§ Source material
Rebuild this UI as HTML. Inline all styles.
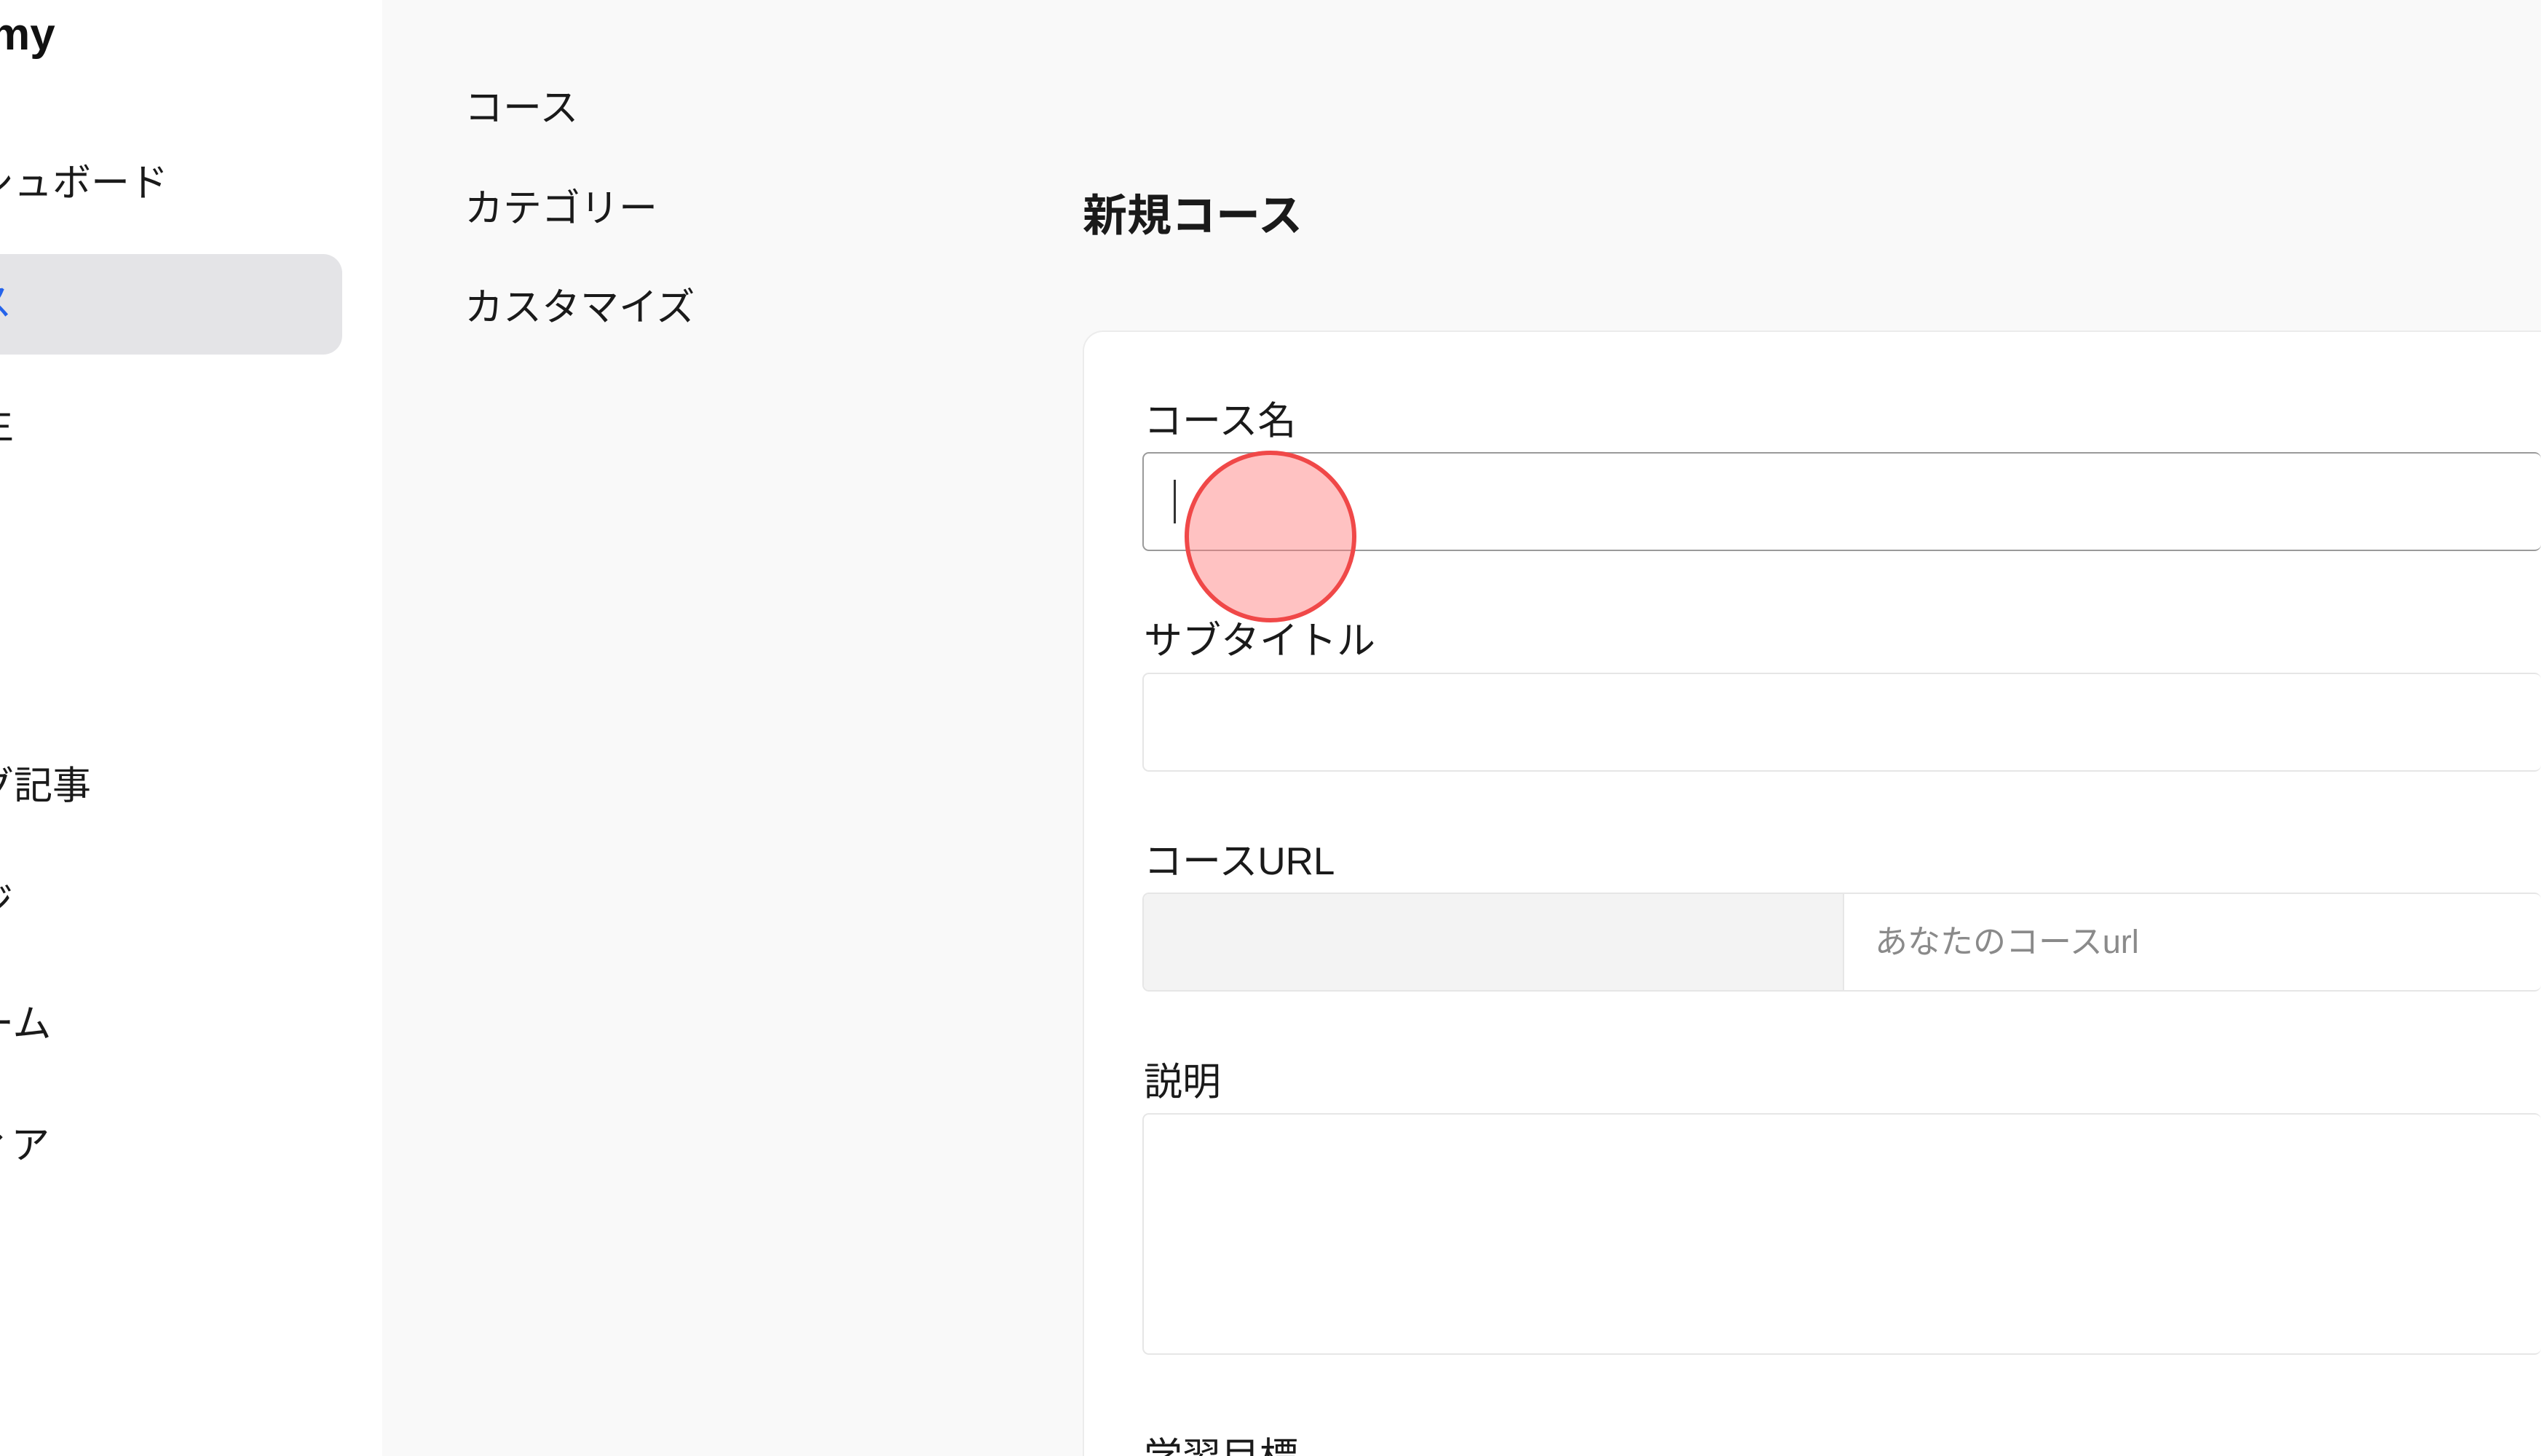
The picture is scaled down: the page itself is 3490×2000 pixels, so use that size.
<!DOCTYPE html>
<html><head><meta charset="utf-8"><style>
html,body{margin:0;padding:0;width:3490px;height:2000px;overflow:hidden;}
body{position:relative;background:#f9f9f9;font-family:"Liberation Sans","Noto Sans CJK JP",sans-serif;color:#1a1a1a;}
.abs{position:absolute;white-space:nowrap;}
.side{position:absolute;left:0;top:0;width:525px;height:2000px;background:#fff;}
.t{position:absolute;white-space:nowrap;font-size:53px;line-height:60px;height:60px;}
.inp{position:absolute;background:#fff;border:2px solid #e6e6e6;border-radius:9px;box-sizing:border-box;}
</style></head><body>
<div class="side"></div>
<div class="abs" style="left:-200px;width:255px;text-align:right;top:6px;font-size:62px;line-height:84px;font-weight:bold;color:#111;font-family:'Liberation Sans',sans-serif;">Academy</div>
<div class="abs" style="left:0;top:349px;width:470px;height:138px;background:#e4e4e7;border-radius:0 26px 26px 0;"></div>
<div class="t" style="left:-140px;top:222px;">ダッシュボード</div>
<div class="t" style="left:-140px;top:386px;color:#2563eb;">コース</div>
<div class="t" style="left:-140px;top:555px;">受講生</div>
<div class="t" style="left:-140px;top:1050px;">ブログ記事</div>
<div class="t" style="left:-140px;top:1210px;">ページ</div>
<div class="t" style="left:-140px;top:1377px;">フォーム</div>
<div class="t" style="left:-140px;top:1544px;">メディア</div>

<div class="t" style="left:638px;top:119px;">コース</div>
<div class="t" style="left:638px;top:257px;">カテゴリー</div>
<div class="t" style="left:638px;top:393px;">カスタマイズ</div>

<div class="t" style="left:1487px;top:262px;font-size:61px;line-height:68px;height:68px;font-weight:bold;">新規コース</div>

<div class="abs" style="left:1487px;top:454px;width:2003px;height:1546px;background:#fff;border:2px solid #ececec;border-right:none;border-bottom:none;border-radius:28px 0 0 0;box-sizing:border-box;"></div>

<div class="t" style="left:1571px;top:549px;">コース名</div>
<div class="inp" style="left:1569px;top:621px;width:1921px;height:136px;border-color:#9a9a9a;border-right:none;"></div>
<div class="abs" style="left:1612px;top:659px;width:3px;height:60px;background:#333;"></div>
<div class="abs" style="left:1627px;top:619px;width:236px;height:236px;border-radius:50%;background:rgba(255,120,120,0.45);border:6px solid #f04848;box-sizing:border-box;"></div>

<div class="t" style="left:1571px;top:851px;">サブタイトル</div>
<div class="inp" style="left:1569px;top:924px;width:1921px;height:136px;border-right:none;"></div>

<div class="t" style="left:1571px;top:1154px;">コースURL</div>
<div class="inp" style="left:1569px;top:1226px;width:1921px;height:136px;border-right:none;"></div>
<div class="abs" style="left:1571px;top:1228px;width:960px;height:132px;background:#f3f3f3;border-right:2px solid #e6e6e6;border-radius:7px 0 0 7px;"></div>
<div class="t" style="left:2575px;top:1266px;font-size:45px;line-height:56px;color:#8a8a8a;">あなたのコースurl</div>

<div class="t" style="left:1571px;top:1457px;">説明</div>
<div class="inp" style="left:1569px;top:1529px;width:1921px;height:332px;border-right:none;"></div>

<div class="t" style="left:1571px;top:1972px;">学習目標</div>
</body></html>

§ Challenge
Write out every line of the data that holds the word "size".

§ Full answer
The picture is scaled down: the page itself is 3490×2000 pixels, so use that size.
.t{position:absolute;white-space:nowrap;font-size:53px;line-height:60px;height:60px;}
<div class="abs" style="left:-200px;width:255px;text-align:right;top:6px;font-size:62px;line-height:84px;font-weight:bold;color:#111;font-family:'Liberation Sans',sans-serif;">Academy</div>
<div class="t" style="left:1487px;top:262px;font-size:61px;line-height:68px;height:68px;font-weight:bold;">新規コース</div>
<div class="t" style="left:2575px;top:1266px;font-size:45px;line-height:56px;color:#8a8a8a;">あなたのコースurl</div>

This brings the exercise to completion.